The first draft of the PAP provided for the Agreement to be provided in all cases at the pre-action letter of claim stage. On consultation, the creditor and debt purchase sectors felt strongly that the Agreement should only be provided at the pre-action stage where necessary or requested. The debt advice sector disagreed. By way of compromise, the PAP was amended to provide for the Agreement being provided unless to do so would be disproportionately burdensome to the creditor.

Respondees to the second consultation were no more enamoured of that caveat. The debt advice sector considered that it created scope for abuse. The credit sector considered that it would always be disproportionately burdensome to provide the Agreement at the pre-action stage when it is statistically unlikely to be required. Respondees across the board considered the caveat generated uncertainty and were fairly polarised in relation to support for the PAP generally.

The CPRC considered that caveat untenable and the question therefore remains whether the Agreement should be provided to debtors upfront in all cases, only on request or whether some other formulation is preferable.

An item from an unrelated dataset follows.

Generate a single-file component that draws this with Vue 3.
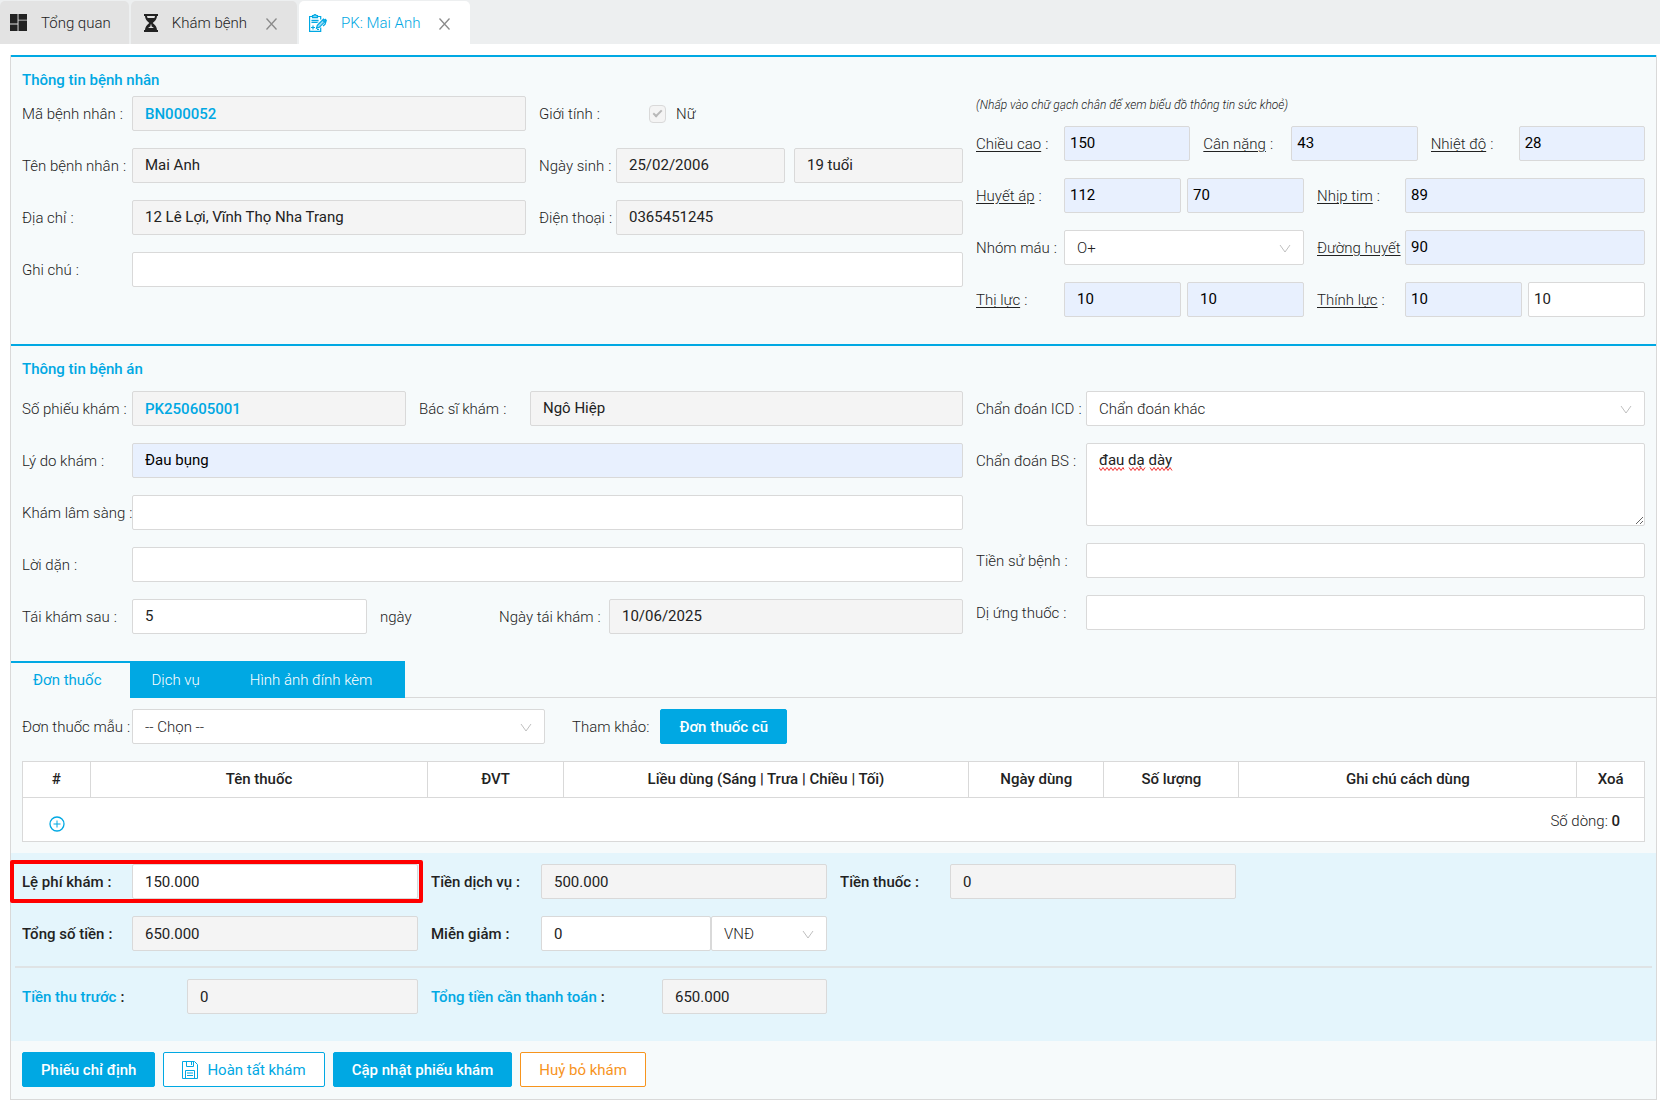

The PAP and the online court

A further issue is whether the PAP should be introduced before the introduction of Lord Justice Briggs’ Online Court for resolving money claims (of up to £25,000).

The argument is that the PAP is inconsistent with the aim of modernising and digitising the judicial system, and reducing the volume of paperwork involved.


Although the protocol has been signed off by the CPRC, in what final form and when the PAP will be introduced into the Civil Procedure Rules and brought into force remains uncertain to say the least.